As Sunday morning wore on the Bell/ Schuppan Mirage lost more time when its mechanical fuel pump gave up the ghost. The Lafosse/Migault Mirage had one costly pit stop when its throttle linkage, the high pressure electrical fuel pump and a fuel pressure relief valve all had to be restored to working order, while the Porsche team achieved the staggering task of changing the complete turbo unit in their 935 in only ten minutes.

But still the leading Porsche of Ickx and Van Lennep continued its inexorable progress, the better part of a hundred miles ahead of its nearest pursuers. Then, just before noon, that car made for its pit with a crack in the exhaust pipe that ran from the engine to the turbocharger. It lost twenty minutes before it rejoined the race, but it was twenty minutes the team could afford to lose, and with no further dramas Ickx and Van Lennep finally won by 11 laps from Lafosse and Migault. The latter’s Mirage nearly lost second place, when its rear bodywork blew off three laps from the finish after a mounting bracket snapped. It was replaced just in time to keep its position, even after the engine had refused to fire for many seconds after that last dramatic stop, and finally staggered away misfiring.

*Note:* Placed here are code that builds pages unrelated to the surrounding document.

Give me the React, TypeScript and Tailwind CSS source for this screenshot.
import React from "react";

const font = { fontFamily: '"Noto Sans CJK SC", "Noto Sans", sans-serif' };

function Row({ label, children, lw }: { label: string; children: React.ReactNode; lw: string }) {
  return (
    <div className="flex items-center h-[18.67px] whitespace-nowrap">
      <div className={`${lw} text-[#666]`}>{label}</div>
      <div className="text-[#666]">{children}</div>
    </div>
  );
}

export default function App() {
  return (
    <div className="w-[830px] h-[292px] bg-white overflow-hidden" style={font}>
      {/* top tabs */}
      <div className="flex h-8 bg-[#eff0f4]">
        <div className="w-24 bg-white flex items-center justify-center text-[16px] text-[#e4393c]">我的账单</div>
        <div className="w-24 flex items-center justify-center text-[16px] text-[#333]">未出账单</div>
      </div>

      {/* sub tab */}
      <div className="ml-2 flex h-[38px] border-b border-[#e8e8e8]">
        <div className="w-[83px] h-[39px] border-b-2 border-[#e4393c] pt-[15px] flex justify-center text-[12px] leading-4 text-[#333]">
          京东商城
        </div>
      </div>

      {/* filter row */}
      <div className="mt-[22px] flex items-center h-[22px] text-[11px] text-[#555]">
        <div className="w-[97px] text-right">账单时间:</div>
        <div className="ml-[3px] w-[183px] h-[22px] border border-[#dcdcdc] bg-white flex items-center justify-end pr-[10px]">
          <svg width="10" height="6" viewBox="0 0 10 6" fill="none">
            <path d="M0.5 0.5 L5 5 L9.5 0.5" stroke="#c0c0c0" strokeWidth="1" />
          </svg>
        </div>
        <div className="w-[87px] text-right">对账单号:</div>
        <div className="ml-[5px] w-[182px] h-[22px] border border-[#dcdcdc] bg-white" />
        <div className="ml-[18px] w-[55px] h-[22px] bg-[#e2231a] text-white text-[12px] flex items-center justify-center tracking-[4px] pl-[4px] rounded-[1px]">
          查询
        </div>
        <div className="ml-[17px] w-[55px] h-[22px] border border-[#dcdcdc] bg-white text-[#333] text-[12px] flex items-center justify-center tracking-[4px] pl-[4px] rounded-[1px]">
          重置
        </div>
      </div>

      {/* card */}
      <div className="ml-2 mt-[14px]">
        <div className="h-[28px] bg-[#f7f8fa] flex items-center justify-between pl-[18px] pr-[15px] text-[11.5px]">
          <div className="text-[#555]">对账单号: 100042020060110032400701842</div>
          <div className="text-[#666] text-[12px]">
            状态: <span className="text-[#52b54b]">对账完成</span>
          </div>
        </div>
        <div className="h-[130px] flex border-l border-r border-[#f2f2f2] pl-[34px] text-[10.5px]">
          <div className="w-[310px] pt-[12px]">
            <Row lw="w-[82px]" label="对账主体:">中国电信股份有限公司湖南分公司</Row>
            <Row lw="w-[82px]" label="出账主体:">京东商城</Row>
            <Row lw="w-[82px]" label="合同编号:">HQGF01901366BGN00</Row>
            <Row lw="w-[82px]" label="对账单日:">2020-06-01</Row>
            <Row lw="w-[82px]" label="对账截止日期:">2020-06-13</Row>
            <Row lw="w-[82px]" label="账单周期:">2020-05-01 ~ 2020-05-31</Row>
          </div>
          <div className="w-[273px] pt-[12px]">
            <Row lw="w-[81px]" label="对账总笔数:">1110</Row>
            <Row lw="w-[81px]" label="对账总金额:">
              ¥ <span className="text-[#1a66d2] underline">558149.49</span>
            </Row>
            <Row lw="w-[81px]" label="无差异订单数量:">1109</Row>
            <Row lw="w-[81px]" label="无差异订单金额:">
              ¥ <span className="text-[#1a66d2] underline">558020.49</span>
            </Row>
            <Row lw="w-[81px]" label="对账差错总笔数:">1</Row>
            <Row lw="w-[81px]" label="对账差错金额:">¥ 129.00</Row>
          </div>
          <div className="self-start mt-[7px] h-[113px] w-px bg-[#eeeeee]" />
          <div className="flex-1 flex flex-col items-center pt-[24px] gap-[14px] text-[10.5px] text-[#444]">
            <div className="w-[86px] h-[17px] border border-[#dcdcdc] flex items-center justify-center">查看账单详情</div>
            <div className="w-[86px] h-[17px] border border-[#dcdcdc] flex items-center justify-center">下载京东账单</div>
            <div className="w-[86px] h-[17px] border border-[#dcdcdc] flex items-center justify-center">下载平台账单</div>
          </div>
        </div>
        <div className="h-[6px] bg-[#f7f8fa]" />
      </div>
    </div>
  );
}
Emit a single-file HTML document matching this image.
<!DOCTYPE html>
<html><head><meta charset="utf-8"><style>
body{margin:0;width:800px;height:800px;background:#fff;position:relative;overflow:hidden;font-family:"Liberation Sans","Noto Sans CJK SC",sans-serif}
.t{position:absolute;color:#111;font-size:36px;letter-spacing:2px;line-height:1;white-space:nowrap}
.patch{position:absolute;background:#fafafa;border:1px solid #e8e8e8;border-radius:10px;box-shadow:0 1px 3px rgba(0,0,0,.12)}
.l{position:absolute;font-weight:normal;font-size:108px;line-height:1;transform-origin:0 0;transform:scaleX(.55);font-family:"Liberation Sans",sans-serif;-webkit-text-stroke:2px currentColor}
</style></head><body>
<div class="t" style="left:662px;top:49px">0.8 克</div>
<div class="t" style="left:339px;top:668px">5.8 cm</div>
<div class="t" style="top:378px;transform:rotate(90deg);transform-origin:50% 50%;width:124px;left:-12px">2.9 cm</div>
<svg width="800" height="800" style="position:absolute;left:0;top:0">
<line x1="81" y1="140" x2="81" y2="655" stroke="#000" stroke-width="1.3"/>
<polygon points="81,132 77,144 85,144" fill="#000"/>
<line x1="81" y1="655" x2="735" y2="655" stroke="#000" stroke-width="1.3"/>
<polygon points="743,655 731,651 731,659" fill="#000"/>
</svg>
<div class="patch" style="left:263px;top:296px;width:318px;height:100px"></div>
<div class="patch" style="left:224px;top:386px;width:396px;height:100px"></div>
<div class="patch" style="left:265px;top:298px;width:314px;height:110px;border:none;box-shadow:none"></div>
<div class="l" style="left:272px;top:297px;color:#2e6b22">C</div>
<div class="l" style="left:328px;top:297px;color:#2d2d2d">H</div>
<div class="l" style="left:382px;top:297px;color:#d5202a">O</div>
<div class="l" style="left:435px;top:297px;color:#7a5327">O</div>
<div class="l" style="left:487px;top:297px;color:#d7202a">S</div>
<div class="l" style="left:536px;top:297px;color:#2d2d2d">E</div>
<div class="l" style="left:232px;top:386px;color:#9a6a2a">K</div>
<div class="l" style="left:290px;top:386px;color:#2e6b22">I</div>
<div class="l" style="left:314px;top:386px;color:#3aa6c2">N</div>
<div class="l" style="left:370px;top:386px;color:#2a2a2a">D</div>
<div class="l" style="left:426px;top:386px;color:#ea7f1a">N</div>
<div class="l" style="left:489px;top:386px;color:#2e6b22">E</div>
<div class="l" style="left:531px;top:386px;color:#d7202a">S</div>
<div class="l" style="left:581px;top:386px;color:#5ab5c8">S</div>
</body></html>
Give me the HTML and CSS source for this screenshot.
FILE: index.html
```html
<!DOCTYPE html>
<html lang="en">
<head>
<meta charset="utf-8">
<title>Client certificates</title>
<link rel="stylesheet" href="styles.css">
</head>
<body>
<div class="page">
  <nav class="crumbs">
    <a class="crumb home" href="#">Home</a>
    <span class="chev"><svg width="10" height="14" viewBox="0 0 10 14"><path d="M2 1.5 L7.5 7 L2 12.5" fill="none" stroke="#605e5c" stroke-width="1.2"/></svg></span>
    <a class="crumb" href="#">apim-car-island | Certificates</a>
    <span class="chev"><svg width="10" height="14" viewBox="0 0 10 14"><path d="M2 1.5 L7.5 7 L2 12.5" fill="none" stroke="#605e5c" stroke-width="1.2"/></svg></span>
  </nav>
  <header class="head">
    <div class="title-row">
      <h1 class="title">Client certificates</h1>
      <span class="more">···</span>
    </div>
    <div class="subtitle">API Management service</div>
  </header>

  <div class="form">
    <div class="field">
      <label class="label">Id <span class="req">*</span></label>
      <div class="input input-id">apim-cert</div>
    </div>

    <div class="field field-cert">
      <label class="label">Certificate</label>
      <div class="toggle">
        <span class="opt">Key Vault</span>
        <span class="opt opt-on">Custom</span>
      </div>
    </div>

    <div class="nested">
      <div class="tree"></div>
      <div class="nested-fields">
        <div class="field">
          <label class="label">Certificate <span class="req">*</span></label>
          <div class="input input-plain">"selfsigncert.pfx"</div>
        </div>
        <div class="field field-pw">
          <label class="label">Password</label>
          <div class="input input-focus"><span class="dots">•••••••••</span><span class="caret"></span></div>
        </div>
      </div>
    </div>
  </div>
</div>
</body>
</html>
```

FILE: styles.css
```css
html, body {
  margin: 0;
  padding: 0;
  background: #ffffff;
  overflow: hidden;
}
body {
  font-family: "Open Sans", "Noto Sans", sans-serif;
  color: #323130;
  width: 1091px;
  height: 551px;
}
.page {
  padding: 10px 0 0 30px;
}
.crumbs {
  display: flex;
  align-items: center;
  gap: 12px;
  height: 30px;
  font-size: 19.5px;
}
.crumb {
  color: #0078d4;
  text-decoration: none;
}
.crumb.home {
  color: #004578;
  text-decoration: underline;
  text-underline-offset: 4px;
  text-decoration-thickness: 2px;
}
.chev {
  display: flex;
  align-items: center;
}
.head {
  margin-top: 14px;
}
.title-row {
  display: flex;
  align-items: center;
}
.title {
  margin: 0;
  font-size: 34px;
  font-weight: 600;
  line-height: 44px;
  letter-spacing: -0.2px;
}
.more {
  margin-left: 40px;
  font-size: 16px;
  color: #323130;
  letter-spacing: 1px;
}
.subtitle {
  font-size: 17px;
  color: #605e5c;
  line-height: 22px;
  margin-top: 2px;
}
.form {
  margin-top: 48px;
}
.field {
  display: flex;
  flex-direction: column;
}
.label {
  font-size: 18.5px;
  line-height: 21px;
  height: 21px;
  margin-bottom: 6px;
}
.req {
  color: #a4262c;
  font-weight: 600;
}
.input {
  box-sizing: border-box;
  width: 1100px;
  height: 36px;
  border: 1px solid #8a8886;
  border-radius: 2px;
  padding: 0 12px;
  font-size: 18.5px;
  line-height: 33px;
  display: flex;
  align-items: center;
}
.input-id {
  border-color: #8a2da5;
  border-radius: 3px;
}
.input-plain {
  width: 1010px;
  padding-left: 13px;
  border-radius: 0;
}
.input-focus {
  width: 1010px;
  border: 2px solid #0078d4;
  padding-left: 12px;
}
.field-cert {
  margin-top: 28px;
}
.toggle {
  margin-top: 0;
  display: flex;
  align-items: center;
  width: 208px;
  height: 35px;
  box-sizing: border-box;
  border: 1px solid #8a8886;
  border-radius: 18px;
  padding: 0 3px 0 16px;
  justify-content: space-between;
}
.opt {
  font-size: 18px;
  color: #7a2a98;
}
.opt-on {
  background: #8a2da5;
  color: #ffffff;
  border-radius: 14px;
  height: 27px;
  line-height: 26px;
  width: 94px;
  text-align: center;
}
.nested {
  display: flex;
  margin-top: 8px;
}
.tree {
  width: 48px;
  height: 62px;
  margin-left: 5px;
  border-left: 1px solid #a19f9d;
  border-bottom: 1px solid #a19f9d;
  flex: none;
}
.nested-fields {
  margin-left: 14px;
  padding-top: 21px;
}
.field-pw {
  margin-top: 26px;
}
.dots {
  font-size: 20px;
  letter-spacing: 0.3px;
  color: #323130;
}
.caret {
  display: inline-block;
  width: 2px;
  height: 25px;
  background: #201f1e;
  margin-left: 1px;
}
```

After a tremendous closing burst which won them the prize for covering the greatest distance during the last quarter of the race (another innovation this year), Craft and de Cadenet came a fighting, heroic third, drawing cheers not only from the large British contingent at the finish but from many of the French as well. It really was a splendid performance from such a small team whose drivers’ feet had been burned and blistered by the heat of the pedals. Fourth were Stommelen and Schurti in the Porsche 935, leaving Bell/Schuppan to bring their failing Mirage into fifth place and French amateurs Touroul/ Cudini/Boubet to come sixth and winners of the Group 4 GT class with their Porsche Carrera RSR.—J.C.T.